Komisja uznała, że było to naruszenie art. 14 ustawy o zawodzie tłumacza przysięgłego. Według tego przepisu obowiązki tłumacza przysięgłego to:

  1. wykonywanie powierzonych mu zadań ze szczególną starannością i bezstronnością, zgodnie z zasadami wynikającymi z przepisów prawa;
  2. zachowanie w tajemnicy faktów i okoliczności, z którymi zapoznał się w związku z tłumaczeniem
  3. doskonalenie kwalifikacji zawodowych

Komisja po przeprowadzeniu postępowania - zawiesiła w czynnościach Małgorzatę G.

Sąd Apelacyjny w Gdańsku rozpatrując odwołanie, powziął wątpliwość, czy mamy do czynienia ze sprawą karną czy cywilną. Dlatego, że nie ma jednolitej koncepcji dotyczącej odwołań od sądów dyscyplinarnych wolnych zawodów, lekarzy i rewidentów. Według sądu II instancji w sprawach tłumaczy przysięgłych stosuje się kodeks postępowania karnego, jak przy biegłych rewidentach.

Rozbieżności w orzecznictwie

Do tej pory w sprawach dyscyplinarnych tłumaczy rozstrzygano różnie:

  • były trzy orzeczenia Sądu Apelacyjnego w Gdańsku, które rozstrzygnęły problem na podstawie kpk
  • dwie sprawy rozstrzygnięte przez Sąd Apelacyjny w Szczecinie jako sprawy z zakresu prawa pracy na podstawie procedury cywilnej
  • Sąd Apelacyjny w Warszawie rozpatrywał sprawę przy uwzględnieniu kpk na podstawie art. 476 kpc - rozpatrywał wydział prawa pracy

Zdaniem Sądu Apelacyjnego w Gdańsku właściwy do rozpatrywania sprawy jest sąd pracy, który powinien zastosować kodeks postępowania karnego.

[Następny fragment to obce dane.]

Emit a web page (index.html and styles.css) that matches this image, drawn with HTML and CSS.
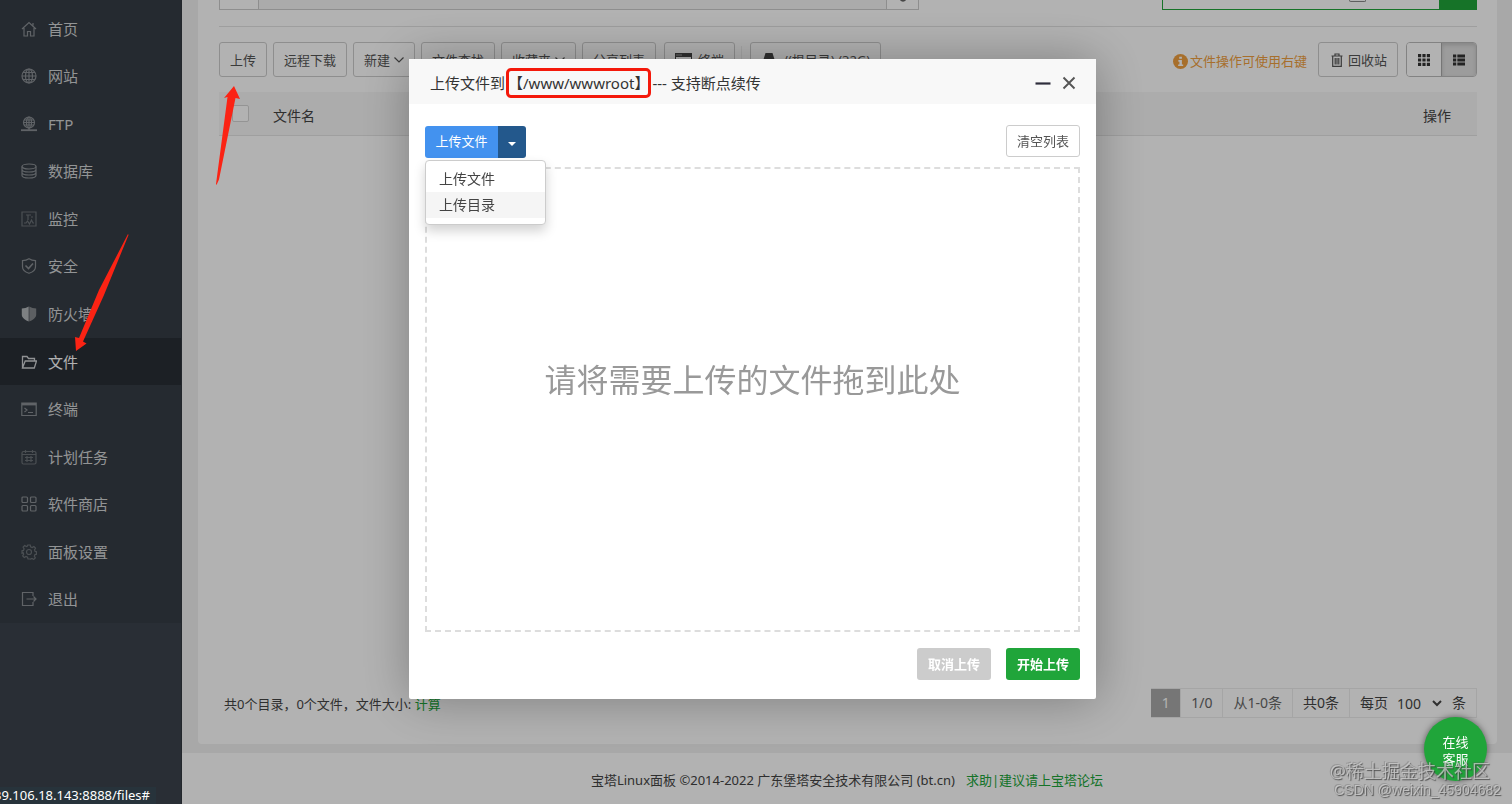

- Zagadnienie z zakresu odpowiedzialności dyscyplinarnej wolnych zawodów ma doniosłe znaczenie dla całego systemu prawnego - podkreślił sędzia sprawozdawca Krzysztof Rączka.

Pełnomocnik powódki Paweł Gugała poinformował, że sprawa ta została przesłana do wydziału prawa pracy, choć było to niewłaściwe. Jego zdaniem sprawa tłumaczy i wolnych zawodów powinna być rozpatrywana przez wydziały karne.

W takiej sytuacji 3 sędziów postanowiło zadać pytanie 7 sędziom: Czy sprawa z zakresu odpowiedzialności zawodowej tłumaczy przysięgłych jest sprawą z zakresu prawa pracy, dla której rozpoznania stosownie do art. 18 § 1 pkt 3 ustawy z 27 lipca 2001 r. Prawo o ustroju sądów powszechnych właściwy jest wydział pracy i ubezpieczeń społecznych sądu apelacyjnego, a w konsekwencji, czy do rozpoznania sprawy stosuje się przepisy Kodeksu postępowania cywilnego.

Sygnatura akt III PZP 6/19 z 19 lutego 2020 r.